As Jonathan says, “We are still known as the place to go to on the floor at Lloyds.” With the Square Mile’s long standing tradition of having its suits made, Couch & Hoskin thrived in the 1980s: “We had two trouser makers making sixty pairs a week to keep up with demand,” he recalls. The era of Valentino and Ralph Lauren did not impinge in this corner of sartorial excellence. The dress-down 1990s were more of a challenge though – one stalwart customer is fondly remembered as continuing to wear a suit to work. When asked to relax and dress like he would at the weekend, he promptly turned up in tweed plus fours and a shooting coat. To help overcome these issues, made-to-measure was introduced in 2004 which has proven extremely popular.
With the sartorial unpleasantness of dress-down days thankfully behind us all, the focus on fine tailoring has meant a steady flow of new custom. The vast majority tend to be in their mid-thirties, with the split between made-to-measure and bespoke siting roughly at 60:40. Frequently, they will bring in pictures from GQ or elsewhere to show what they are after, though Jonathan does not believe he sees much real fashion change over the years.
Currently, their youngest customers want “that very skinny bum freezer Skyfall style”, though they sit in a small minority. Most suits will be run up in an all-season 12 ounce cloth, though the house’s 8 ounce high twist panama remains very popular for summer suiting. Jonathan puts much of the success of their made-to-measure operation down to the fact that Couch & Hoskin was a full bespoke house for many decades prior to offering this level of tailoring, and thus bought bespoke levels of attention and fitting to this newer arena.

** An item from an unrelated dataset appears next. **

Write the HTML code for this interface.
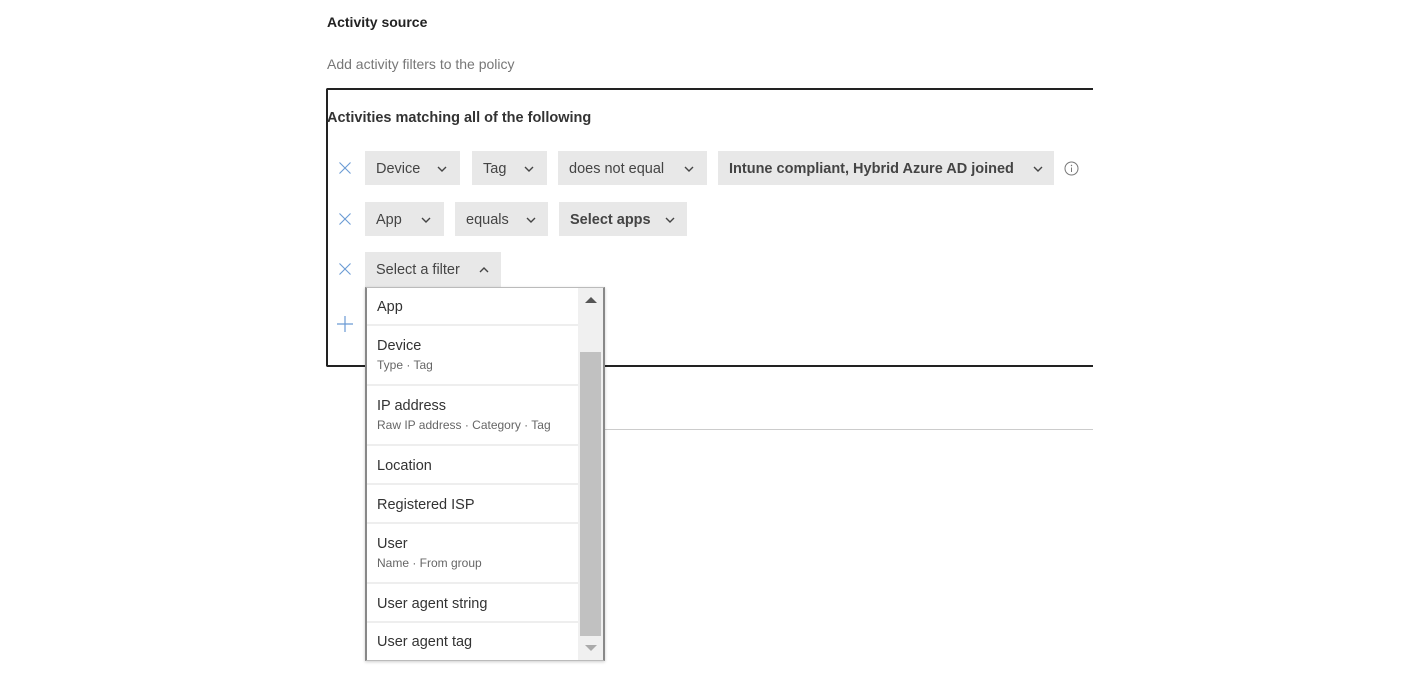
<!DOCTYPE html>
<html><head><style>
body{margin:0;width:1411px;height:681px;background:#fff;font-family:"Liberation Sans",sans-serif;color:#333;position:relative;overflow:hidden}
.a{position:absolute}
.chip{position:absolute;background:#e8e8e8;height:34px;line-height:36px;font-size:14.5px;padding-left:11px;box-sizing:border-box;color:#444}
.chip svg{position:absolute;top:14px}
.x{position:absolute;left:338px;width:14px;height:14px}
.dd{position:absolute;left:365px;top:287px;width:240px;height:374px;border:1px solid #bbb;border-left:2px solid #888;border-right:2px solid #888;box-sizing:border-box;background:#fff;box-shadow:0 1px 3px rgba(0,0,0,.2)}
.it{position:absolute;left:0;width:211px;border-bottom:2px solid #eee;box-sizing:border-box;padding-left:10px;font-size:14.5px;color:#333}
.it small{display:block;font-size:12px;color:#666;margin-top:4px}
</style></head><body>
<div class="a" style="left:327px;top:14px;font-size:14px;font-weight:bold;color:#222">Activity source</div>
<div class="a" style="left:327px;top:56px;font-size:14px;color:#777">Add activity filters to the policy</div>
<div class="a" style="left:326px;top:88px;width:780px;height:279px;border:2px solid #222;border-right:none;box-sizing:border-box;border-radius:2px 0 0 2px"></div>
<div class="a" style="left:1093px;top:80px;width:30px;height:300px;background:#fff"></div>
<div class="a" style="left:327px;top:110px;font-size:14.5px;font-weight:bold;color:#333">Activities matching all of the following</div>
<div class="a" style="left:605px;top:429px;width:488px;height:1px;background:#ccc"></div>

<svg class="x" style="top:161px" viewBox="0 0 14 14"><path d="M1.5 1.5L12.5 12.5M12.5 1.5L1.5 12.5" stroke="#6a9ad4" stroke-width="1.1"/></svg>
<svg class="x" style="top:212px" viewBox="0 0 14 14"><path d="M1.5 1.5L12.5 12.5M12.5 1.5L1.5 12.5" stroke="#6a9ad4" stroke-width="1.1"/></svg>
<svg class="x" style="top:262px" viewBox="0 0 14 14"><path d="M1.5 1.5L12.5 12.5M12.5 1.5L1.5 12.5" stroke="#6a9ad4" stroke-width="1.1"/></svg>
<svg class="a" style="left:336px;top:315px" width="18" height="18" viewBox="0 0 18 18"><path d="M9 1V17M1 9H17" stroke="#6a9ad4" stroke-width="1.2"/></svg>

<div class="chip" style="left:365px;top:151px;width:95px">Device<svg style="left:72px" width="10" height="8" viewBox="0 0 10 8"><path d="M1 2L5 6L9 2" fill="none" stroke="#444" stroke-width="1.4"/></svg></div>
<div class="chip" style="left:472px;top:151px;width:75px">Tag<svg style="left:52px" width="10" height="8" viewBox="0 0 10 8"><path d="M1 2L5 6L9 2" fill="none" stroke="#444" stroke-width="1.4"/></svg></div>
<div class="chip" style="left:558px;top:151px;width:149px">does not equal<svg style="left:126px" width="10" height="8" viewBox="0 0 10 8"><path d="M1 2L5 6L9 2" fill="none" stroke="#444" stroke-width="1.4"/></svg></div>
<div class="chip" style="left:718px;top:151px;width:336px;font-weight:bold">Intune compliant, Hybrid Azure AD joined<svg style="left:315px" width="10" height="8" viewBox="0 0 10 8"><path d="M1 2L5 6L9 2" fill="none" stroke="#444" stroke-width="1.4"/></svg></div>
<svg class="a" style="left:1064px;top:161px" width="15" height="15" viewBox="0 0 15 15"><circle cx="7.5" cy="7.5" r="6.5" fill="none" stroke="#777"/><path d="M7.5 6.5V11" stroke="#777"/><circle cx="7.5" cy="4.5" r=".7" fill="#777"/></svg>

<div class="chip" style="left:365px;top:202px;width:79px">App<svg style="left:56px" width="10" height="8" viewBox="0 0 10 8"><path d="M1 2L5 6L9 2" fill="none" stroke="#444" stroke-width="1.4"/></svg></div>
<div class="chip" style="left:455px;top:202px;width:93px">equals<svg style="left:71px" width="10" height="8" viewBox="0 0 10 8"><path d="M1 2L5 6L9 2" fill="none" stroke="#444" stroke-width="1.4"/></svg></div>
<div class="chip" style="left:559px;top:202px;width:128px;font-weight:bold">Select apps<svg style="left:106px" width="10" height="8" viewBox="0 0 10 8"><path d="M1 2L5 6L9 2" fill="none" stroke="#444" stroke-width="1.4"/></svg></div>

<div class="chip" style="left:365px;top:252px;width:136px;height:35px">Select a filter<svg style="left:114px" width="10" height="8" viewBox="0 0 10 8"><path d="M1 6L5 2L9 6" fill="none" stroke="#444" stroke-width="1.4"/></svg></div>

<div class="dd">
<div class="it" style="top:0;height:38px;line-height:39px">App</div>
<div class="it" style="top:38px;height:60px;padding-top:12px">Device<small>Type · Tag</small></div>
<div class="it" style="top:98px;height:60px;padding-top:12px">IP address<small>Raw IP address · Category · Tag</small></div>
<div class="it" style="top:158px;height:39px;line-height:40px">Location</div>
<div class="it" style="top:197px;height:39px;line-height:40px">Registered ISP</div>
<div class="it" style="top:236px;height:60px;padding-top:12px">User<small>Name · From group</small></div>
<div class="it" style="top:296px;height:39px;line-height:40px">User agent string</div>
<div class="it" style="top:335px;height:38px;line-height:39px;border:none">User agent tag</div>
<div class="a" style="left:211px;top:0;width:25px;height:372px;background:#f0f0f0"></div>
<div class="a" style="left:213px;top:64px;width:21px;height:284px;background:#c1c1c1"></div>
<svg class="a" style="left:217px;top:8px" width="14" height="8" viewBox="0 0 14 8"><path d="M1 7L7 1L13 7Z" fill="#555"/></svg>
<svg class="a" style="left:217px;top:356px" width="14" height="8" viewBox="0 0 14 8"><path d="M1 1L7 7L13 1Z" fill="#aaa"/></svg>
</div>
</body></html>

The firm branched out into women’s tailoring in 2013 and this has proven to be a small (5 per cent) but reasonably steady part of their business. Working off made-to-measure templates, Couch & Hoskin has a kernel of dedicated female customers, many drawn to the firm by both the cut and quality as well as the fact it is frequently “impossible to find a plain navy skirt suit”, as one satisfied client puts it.
Rightly, Couch & Hoskin stress their expertise at the art of alterations. Carefully altering any part of a suit – even more so when a customer brings in an item from another tailors – is an overlooked area of good tailoring, but one Jonathan feels they are one of the very best in. John Jacob, the firm’s main tailor for alterations, served his apprenticeship at Kilgour, French and Stanbury in the early 1960s prior to perfecting his trade at Anthony Sinclair in Conduit Street. Working with him is the firm’s newest recruit, Zoe Yates, who began working for the firm a year ago.

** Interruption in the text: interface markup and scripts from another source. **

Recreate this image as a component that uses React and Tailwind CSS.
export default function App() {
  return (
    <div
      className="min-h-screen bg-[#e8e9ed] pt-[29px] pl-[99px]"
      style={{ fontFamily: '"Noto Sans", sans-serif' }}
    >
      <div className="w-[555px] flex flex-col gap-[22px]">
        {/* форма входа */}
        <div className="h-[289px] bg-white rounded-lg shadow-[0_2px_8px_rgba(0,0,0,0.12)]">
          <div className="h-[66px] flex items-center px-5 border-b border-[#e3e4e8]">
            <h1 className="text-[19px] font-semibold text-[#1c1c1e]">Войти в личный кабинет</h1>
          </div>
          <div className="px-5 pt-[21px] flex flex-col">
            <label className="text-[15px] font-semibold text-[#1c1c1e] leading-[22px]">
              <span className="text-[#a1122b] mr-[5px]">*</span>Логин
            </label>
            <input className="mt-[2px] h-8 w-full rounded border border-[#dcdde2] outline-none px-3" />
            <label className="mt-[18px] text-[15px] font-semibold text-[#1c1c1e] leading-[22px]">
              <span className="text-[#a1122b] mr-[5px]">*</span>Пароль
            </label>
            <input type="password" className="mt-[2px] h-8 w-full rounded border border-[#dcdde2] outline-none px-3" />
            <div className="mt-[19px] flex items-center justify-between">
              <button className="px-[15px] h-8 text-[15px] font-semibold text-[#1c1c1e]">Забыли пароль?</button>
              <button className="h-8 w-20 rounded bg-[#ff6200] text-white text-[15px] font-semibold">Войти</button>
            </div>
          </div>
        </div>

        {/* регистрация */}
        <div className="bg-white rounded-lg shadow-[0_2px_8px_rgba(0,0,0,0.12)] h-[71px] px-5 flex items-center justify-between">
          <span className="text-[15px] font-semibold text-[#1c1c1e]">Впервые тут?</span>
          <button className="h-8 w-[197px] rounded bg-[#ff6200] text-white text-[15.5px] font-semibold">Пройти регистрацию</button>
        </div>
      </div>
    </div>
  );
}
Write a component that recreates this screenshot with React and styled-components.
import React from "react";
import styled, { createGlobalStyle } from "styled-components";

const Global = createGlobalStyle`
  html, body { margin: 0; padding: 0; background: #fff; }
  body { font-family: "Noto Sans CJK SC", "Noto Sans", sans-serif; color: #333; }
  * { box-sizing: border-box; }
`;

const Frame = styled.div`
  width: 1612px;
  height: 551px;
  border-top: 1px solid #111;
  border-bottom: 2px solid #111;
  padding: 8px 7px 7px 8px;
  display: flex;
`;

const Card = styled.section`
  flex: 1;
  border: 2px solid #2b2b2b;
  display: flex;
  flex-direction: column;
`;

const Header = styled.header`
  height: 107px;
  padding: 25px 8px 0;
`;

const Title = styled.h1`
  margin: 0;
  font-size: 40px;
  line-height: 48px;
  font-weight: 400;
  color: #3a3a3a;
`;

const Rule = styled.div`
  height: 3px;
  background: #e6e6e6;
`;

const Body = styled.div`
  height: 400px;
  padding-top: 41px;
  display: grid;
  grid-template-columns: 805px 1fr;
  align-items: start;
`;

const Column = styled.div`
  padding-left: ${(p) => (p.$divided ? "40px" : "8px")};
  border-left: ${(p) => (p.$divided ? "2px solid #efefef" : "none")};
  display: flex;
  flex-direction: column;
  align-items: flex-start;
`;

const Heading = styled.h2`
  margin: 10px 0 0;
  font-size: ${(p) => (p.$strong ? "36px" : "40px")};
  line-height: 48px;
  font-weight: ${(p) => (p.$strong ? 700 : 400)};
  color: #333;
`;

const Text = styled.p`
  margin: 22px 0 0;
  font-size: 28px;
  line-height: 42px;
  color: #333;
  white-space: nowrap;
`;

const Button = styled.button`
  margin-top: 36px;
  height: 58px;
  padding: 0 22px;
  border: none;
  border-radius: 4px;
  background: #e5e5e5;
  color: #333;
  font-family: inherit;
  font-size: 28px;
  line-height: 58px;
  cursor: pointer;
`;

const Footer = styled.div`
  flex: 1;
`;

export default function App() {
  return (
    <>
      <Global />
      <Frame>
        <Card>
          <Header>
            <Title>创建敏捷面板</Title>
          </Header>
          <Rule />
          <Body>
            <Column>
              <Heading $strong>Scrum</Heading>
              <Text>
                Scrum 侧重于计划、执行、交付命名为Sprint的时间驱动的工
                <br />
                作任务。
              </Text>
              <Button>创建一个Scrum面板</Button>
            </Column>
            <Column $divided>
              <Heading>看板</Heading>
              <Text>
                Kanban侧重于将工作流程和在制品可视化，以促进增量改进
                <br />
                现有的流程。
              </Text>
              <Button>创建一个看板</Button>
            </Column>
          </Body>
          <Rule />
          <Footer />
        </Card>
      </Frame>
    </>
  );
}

Couch & Hoskin are not the cheapest one can find in the Square Mile – “reassuringly expensive”, as Jonathan disarmingly puts it. However, the firm’s commitment to quality and craftsmanship means they are still competitively priced when compared to the more publicised denizens of the Row. Looking forward, he feels it will become increasingly difficult for the best in the City to keep the prices to a level that are accessible to many Square Mile workers, with rent raises being a constant threat (two years ago, the firm was hit by a 52 per cent rent increase).
Couch & Hoskin, though, continues to do well quietly. The current Lord Mayor is a customer, and the firm sponsored one of the floats on the last Lord Mayor’s Parade. Operating through word of mouth, Jonathan knows it is frequently “intimidating the first time you go in a tailors”, though the cheerfully risqué banter across the firm’s open cutting bench diffuses such nerves. He remains quietly proud of its relationships – many of Jonathan’s grandfather’s customers introduced their sons to the firm and now Jonathan numbers many third-generation grandsons among his most dedicated clients.
Above all, the firm remains wedded to the simple view that “you can show them but can’t tell them” when dealing with its customers. Jonathan tells a story he heard from one such satisfied person. A number of people at a dinner party all remarked on the quality of each other’s suits. None of them knew they were each wearing Couch & Hoskin. They hadn’t told each other what they were wearing but had all quietly been recommended to this “this rather decent tailors” in Eastcheap. I think that sums this remarkable little house up.